Concrètement cette position va impacter le comportement des premiers chrétiens : Quand ils étaient tous sur le territoire d’Israël, où, presque tous étaient juifs, ils pouvaient imposer la loi de Moïse à tous les habitants, mais maintenant qu’ils sont dispersés ils ne peuvent plus imposer cette règle et doivent se soumettre à la loi du pays dans lequel ils habitent. Même s’ils deviennent très nombreux et majoritaires dans un pays, auraient ils le droit d’imposer une loi divine à l’ensemble des habitants, ne devraient ils pas tenir compte et des autres religions et des gens qui n’ont pas la foi ? Quand des gens qui vivent avec une loi religieuse, la scharia par exemple, vont habiter dans un pays laïque, peuvent ils se mettre à part des lois de ce pays ? Peuvent-ils continuer à vivre leurs lois et leurs coutumes indépendamment des lois du pays d’accueil ? Par exemple, si la polygamie, ou l’excision sont autorisées par leur religion peuvent ils la pratiquer dans un pays où la loi l’interdit ? Et bien d’autres exemples que vous saurez trouver…Pour les Chrétiens c’est la même chose, ils ne doivent pas imposer leurs principes religieux à ceux qui ne partagent pas leurs convictions : A César ce qui est à César, à Dieu ce qui est à Dieu »… Ce qui ne les empêche pas , bien au contraire, de participer à la vie publique pour influencer les décisions et à manifester leur désaccord quand des valeurs qu’ils estiment fondamentales sont remises en cause … Et puis il y a des lois qui permettent des comportements, mais qui ne les imposent pas, ce sont souvent les lois dites sociétales : Elles concernent le mariage, la bioéthique, la fin de vie,etc etc … elles permettent, elles n’imposent pas … Les chrétiens sauront garder leur réflexion chrétienne et leur libre arbitre face à ces questions : A Dieu ce qui est à Dieu. Ainsi les premiers Chrétiens se singularisaient en n’allant jamais au cirque parce que la vie n’y était pas respectée, alors que la loi le permettait … Aujourd’hui des chrétiens font des choix de vie différents des non croyants, tout en respectant les lois de la république… ;
Cette question mériterait beaucoup plus de temps, d’explications, de nuances, et aborderait d’autres aspects qu’il est difficile d’aborder dans une homélie du dimanche matin, mais donner « à Dieu ce qui est à Dieu » n’est ce pas une invitation à se réunir pour parler ensemble de cette invitation de Jésus à faire des choix de liberté ? Que devons nous rendre à Dieu ce qui est à Dieu ? »
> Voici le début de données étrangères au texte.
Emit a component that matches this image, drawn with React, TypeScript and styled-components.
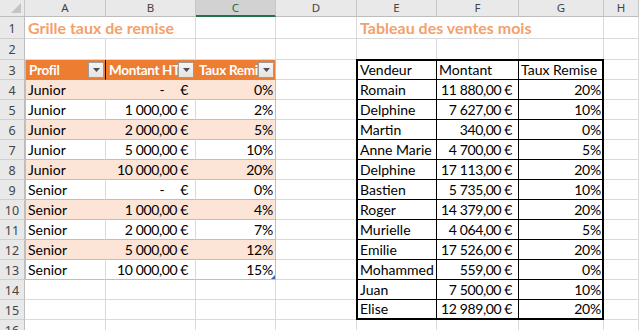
import React from "react";
import styled, { createGlobalStyle, css } from "styled-components";

const GlobalStyle = createGlobalStyle`
  html, body { margin: 0; padding: 0; background: #fff; overflow: hidden; }
  #root { width: 639px; height: 330px; overflow: hidden; }
`;

const COLS = ["A", "B", "C", "D", "E", "F", "G", "H"];
const ROWS = 16;

const GRID = "#dadada";
const ORANGE = "#ed7d31";
const ORANGE_LINE = "#f4b084";
const ORANGE_BAND = "#fce4d6";

const euro = (n: number) => {
  const [int, dec] = n.toFixed(2).split(".");
  return int.replace(/\B(?=(\d{3})+(?!\d))/g, "\u00a0") + "," + dec + "\u00a0€";
};

const grille: [string, number, number][] = [
  ["Junior", 0, 0],
  ["Junior", 1000, 2],
  ["Junior", 2000, 5],
  ["Junior", 5000, 10],
  ["Junior", 10000, 20],
  ["Senior", 0, 0],
  ["Senior", 1000, 4],
  ["Senior", 2000, 7],
  ["Senior", 5000, 12],
  ["Senior", 10000, 15],
];

const ventes: [string, number, number][] = [
  ["Romain", 11880, 20],
  ["Delphine", 7627, 10],
  ["Martin", 340, 0],
  ["Anne Marie", 4700, 5],
  ["Delphine", 17113, 20],
  ["Bastien", 5735, 10],
  ["Roger", 14379, 20],
  ["Murielle", 4064, 5],
  ["Emilie", 17526, 20],
  ["Mohammed", 559, 0],
  ["Juan", 7500, 10],
  ["Elise", 12989, 20],
];

const Sheet = styled.div`
  display: grid;
  grid-template-columns: 25px 81px 90px 80px 81px 80px 82px 85px 1fr;
  grid-template-rows: 17px 22px 21px repeat(14, 20px);
  width: 639px;
  height: 330px;
  overflow: hidden;
  font-family: Lato, "Liberation Sans", sans-serif;
  font-size: 14px;
  color: #000;
  background: #fff;
`;

const Corner = styled.div`
  grid-row: 1;
  grid-column: 1;
  background: #e9e9e9;
  border-right: 1px solid #c6c6c6;
  border-bottom: 1px solid #bdbdbd;
  display: flex;
  align-items: flex-end;
  justify-content: flex-end;
  padding: 0 3px 3px 0;
  box-sizing: border-box;
`;

const ColHead = styled.div<{ $col: number; $selected?: boolean }>`
  grid-row: 1;
  grid-column: ${(p) => p.$col};
  box-sizing: border-box;
  background: ${(p) => (p.$selected ? "#d2d2d2" : "#e9e9e9")};
  border-right: 1px solid #c6c6c6;
  border-bottom: ${(p) => (p.$selected ? "2px solid #217346" : "1px solid #bdbdbd")};
  color: ${(p) => (p.$selected ? "#1e6b41" : "#444")};
  font-family: "Noto Sans", sans-serif;
  font-size: 11.5px;
  line-height: 16px;
  text-align: center;
`;

const RowHead = styled.div<{ $row: number }>`
  grid-row: ${(p) => p.$row};
  grid-column: 1;
  box-sizing: border-box;
  background: #e9e9e9;
  border-right: 1px solid #bdbdbd;
  border-bottom: 1px solid #cfcfcf;
  color: #444;
  font-family: "Noto Sans", sans-serif;
  font-size: 12.5px;
  display: flex;
  align-items: center;
  justify-content: center;
  padding-top: 1px;
`;

const Cell = styled.div<{ $row: number; $col: number }>`
  grid-row: ${(p) => p.$row};
  grid-column: ${(p) => p.$col};
  border-right: 1px solid ${GRID};
  border-bottom: 1px solid ${GRID};
`;

const Title = styled.div<{ $col: number; $span: number }>`
  grid-row: 2;
  grid-column: ${(p) => p.$col} / span ${(p) => p.$span};
  background: #fff;
  border-right: 1px solid ${GRID};
  border-bottom: 1px solid ${GRID};
  color: #f5a06b;
  font-weight: 700;
  font-size: 16px;
  line-height: 22px;
  padding-left: 3px;
  white-space: nowrap;
`;

const Grille = styled.div`
  grid-row: 4 / span 11;
  grid-column: 2 / span 3;
  display: grid;
  grid-template-columns: subgrid;
  grid-template-rows: subgrid;
`;

type Band = "head" | "even" | "odd";

const GCell = styled.div<{ $band: Band; $first?: boolean; $last?: boolean; $right?: boolean; $cursor?: boolean }>`
  position: relative;
  display: flex;
  align-items: center;
  justify-content: ${(p) => (p.$right ? "flex-end" : "flex-start")};
  white-space: nowrap;
  overflow: hidden;
  line-height: 20px;
  border-bottom: 1px solid ${ORANGE_LINE};
  border-left: ${(p) => (p.$first ? `1px solid ${ORANGE_LINE}` : "none")};
  border-right: 1px solid
    ${(p) => (p.$last ? ORANGE_LINE : p.$band === "odd" ? GRID : "transparent")};
  background: ${(p) => (p.$band === "head" ? ORANGE : p.$band === "even" ? ORANGE_BAND : "#fff")};
  padding: 0 2px;
  ${(p) =>
    p.$band === "head" &&
    css`
      color: #fff;
      font-weight: 700;
      font-size: 13.5px;
      letter-spacing: -0.3px;
      padding: 0 1px 0 3px;
      border-bottom-color: ${ORANGE};
    `}
  ${(p) =>
    p.$cursor &&
    css`
      border-right: 1px solid #000;
    `}
`;

const HeadText = styled.span`
  flex: 1;
  overflow: hidden;
  white-space: nowrap;
`;

const Filter = styled.span`
  flex: none;
  box-sizing: border-box;
  width: 16px;
  height: 16px;
  background: linear-gradient(#f4f4f4, #e4e4e4);
  border: 1px solid #9c9c9c;
  display: flex;
  align-items: center;
  justify-content: center;
`;

const Money = styled.span<{ $pad: number }>`
  padding-right: ${(p) => p.$pad}px;
  letter-spacing: -0.4px;
`;

const Dash = styled.span`
  padding-right: 16px;
`;

const Pct = styled.span`
  letter-spacing: -0.2px;
`;

const Handle = styled.span`
  position: absolute;
  right: 0;
  bottom: 0;
  width: 0;
  height: 0;
  border-left: 4px solid transparent;
  border-bottom: 4px solid #3f5fb0;
`;

const Ventes = styled.div`
  grid-row: 4 / span 13;
  grid-column: 6 / span 3;
  display: grid;
  grid-template-columns: subgrid;
  grid-template-rows: subgrid;
  border: 2px solid #000;
  margin: -1px 0 0 -1px;
  background: #fff;
`;

const VCell = styled.div<{ $lastCol?: boolean; $lastRow?: boolean; $right?: boolean }>`
  display: flex;
  align-items: center;
  justify-content: ${(p) => (p.$right ? "flex-end" : "flex-start")};
  white-space: nowrap;
  line-height: 20px;
  padding: 0 1px 0 2px;
  border-right: ${(p) => (p.$lastCol ? "none" : "1px solid #000")};
  border-bottom: ${(p) => (p.$lastRow ? "none" : "1px solid #000")};
`;

const FilterButton = () => (
  <Filter>
    <svg width="7" height="4" viewBox="0 0 7 4">
      <path d="M0 0h7L3.5 4z" fill="#505050" />
    </svg>
  </Filter>
);

const Amount = ({ value, pad }: { value: number; pad: number }) =>
  value === 0 ? (
    <Money $pad={pad}>
      <Dash>-</Dash>€
    </Money>
  ) : (
    <Money $pad={pad}>{euro(value)}</Money>
  );

export default function App() {
  const background: React.ReactNode[] = [];
  for (let r = 1; r <= ROWS; r++) {
    for (let c = 1; c <= COLS.length; c++) {
      background.push(<Cell key={`${r}-${c}`} $row={r + 1} $col={c + 1} />);
    }
  }

  return (
    <>
      <GlobalStyle />
      <Sheet>
        <Corner>
          <svg width="10" height="10" viewBox="0 0 10 10">
            <path d="M10 0v10H0z" fill="#c4c4c4" />
          </svg>
        </Corner>
        {COLS.map((c, i) => (
          <ColHead key={c} $col={i + 2} $selected={c === "C"}>
            {c}
          </ColHead>
        ))}
        {Array.from({ length: ROWS }, (_, i) => (
          <RowHead key={i} $row={i + 2}>
            {i + 1}
          </RowHead>
        ))}

        {background}

        <Title $col={2} $span={2}>Grille taux de remise</Title>
        <Title $col={6} $span={3}>Tableau des ventes mois</Title>

        <Grille>
          <GCell $band="head" $first $cursor>
            <HeadText>Profil</HeadText>
            <FilterButton />
          </GCell>
          <GCell $band="head">
            <HeadText>Montant HT</HeadText>
            <FilterButton />
          </GCell>
          <GCell $band="head" $last>
            <HeadText>Taux Remise</HeadText>
            <FilterButton />
          </GCell>
          {grille.map(([profil, montant, taux], i) => {
            const band: Band = i % 2 === 0 ? "even" : "odd";
            const isLast = i === grille.length - 1;
            return (
              <React.Fragment key={i}>
                <GCell $band={band} $first>
                  {profil}
                </GCell>
                <GCell $band={band} $right>
                  <Amount value={montant} pad={5} />
                </GCell>
                <GCell $band={band} $last $right>
                  <Pct>{taux}%</Pct>
                  {isLast && <Handle />}
                </GCell>
              </React.Fragment>
            );
          })}
        </Grille>

        <Ventes>
          <VCell>Vendeur</VCell>
          <VCell>Montant</VCell>
          <VCell $lastCol>Taux Remise</VCell>
          {ventes.map(([nom, montant, taux], i) => {
            const lastRow = i === ventes.length - 1;
            return (
              <React.Fragment key={i}>
                <VCell $lastRow={lastRow}>{nom}</VCell>
                <VCell $lastRow={lastRow} $right>
                  <Amount value={montant} pad={5} />
                </VCell>
                <VCell $lastRow={lastRow} $lastCol $right>
                  <Pct>{taux}%</Pct>
                </VCell>
              </React.Fragment>
            );
          })}
        </Ventes>
      </Sheet>
    </>
  );
}
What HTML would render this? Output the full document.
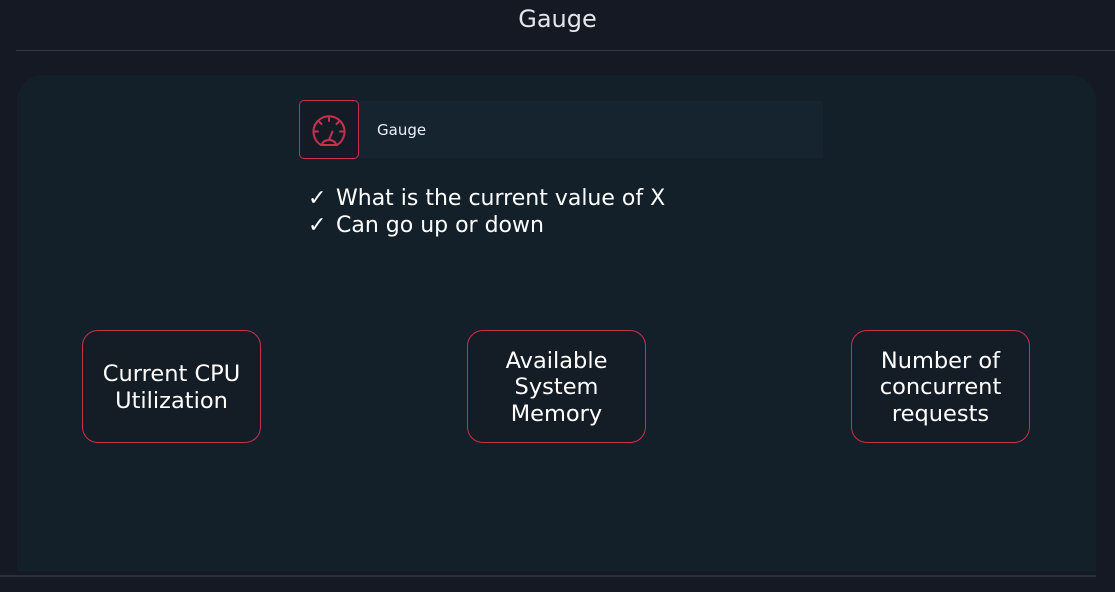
<!DOCTYPE html>
<html><head><meta charset="utf-8"><style>
body{margin:0;width:1115px;height:592px;background:#141923;position:relative;overflow:hidden;font-family:"DejaVu Sans","Liberation Sans",sans-serif;color:#fff}
.title{position:absolute;top:5px;left:0;width:1115px;text-align:center;font-size:24px;color:#e4e6ea}
.hl{position:absolute;top:50px;left:16px;right:0;height:1px;background:#2f3541}
.panel{position:absolute;left:17px;top:75px;width:1079px;height:497px;background:#13202a;border-radius:26px 26px 0 0}
.bl{position:absolute;top:575px;left:0;width:1096px;height:2px;background:#2a303b}
.icon{position:absolute;left:299px;top:100px;width:58px;height:57px;border:1.5px solid #c8304f;border-radius:5px;background:#141b24}
.bar{position:absolute;left:359px;top:101px;width:464px;height:57px;background:#15242f}
.bar span{position:absolute;left:18px;top:20px;font-size:15px;color:#eef}
.list{position:absolute;left:308px;top:186px;font-size:22px;line-height:26.5px;color:#fff}
.list div{position:relative;padding-left:28px}
.list div b{position:absolute;left:0;font-weight:normal}
.box{position:absolute;top:330px;width:177px;height:111px;border:1.5px solid #c8304f;border-radius:16px;background:#141c25;display:flex;align-items:center;justify-content:center;text-align:center;font-size:22.5px;line-height:26.5px;padding-top:2px;box-sizing:content-box}
</style></head><body>
<div class="title">Gauge</div>
<div class="hl"></div>
<div class="panel"></div>
<div class="bl"></div>
<div class="bar"><span>Gauge</span></div>
<div class="icon"><svg width="58" height="57" viewBox="0 0 58 57"><g fill="none" stroke="#c8304f" stroke-width="2" stroke-linecap="round"><path d="M21 44 A15.5 15.5 0 1 1 37 44"/><path d="M29 17v3M19.5 21l2 2M38.5 21l-2 2M15 30.5h3M43 30.5h-3"/><path d="M29 39l3.5-8.5"/><path d="M22 44h14a7 5 0 0 0-14 0z"/></g></svg></div>
<div class="list"><div><b>✓</b>What is the current value of X</div><div><b>✓</b>Can go up or down</div></div>
<div class="box" style="left:82px;height:109px">Current CPU<br>Utilization</div>
<div class="box" style="left:467px;height:109px">Available<br>System<br>Memory</div>
<div class="box" style="left:851px;height:109px">Number of<br>concurrent<br>requests</div>
</body></html>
Je voudrais conclure avec un texte d’hier au soir, ou plutôt de plus de 1800 ans, c’est un texte écrit à l’autorité du moment par un chrétien d’Alexandrie ….Texte souvent appelé : l’épitre à Diognète : « Les chrétiens ne sont pas différents des autres hommes. Ils ne parlent pas un langage à eux. La vie qu’ils mènent, c’est la vie de tout le monde, pour s’habiller, pour manger … Ce sont des hommes et des femmes, mais ils ne vivent pas n’importe comment. Ils vivent sur la terre mais ils sont citoyens du ciel. Ils obéissent aux lois, mais leur façon de vivre est plus parfaite que les lois. Ils aiment tous les hommes et pourtant on les fait beaucoup souffrir. On n’en connait pas leurs coutumes, mais on les condamne. On les tue et ils gagnent la vraie vie… »
Seigneur garde nous citoyens honnêtes, libres, dignes, respectueux des lois et des institutions, présents et acteurs dans la société qui est la notre, mais garde nous chrétiens dans nos jugements, pratiquants de l’Evangile, soucieux qu’il rayonne sur le monde car il est chemin de bonheur et de fraternité. Amen.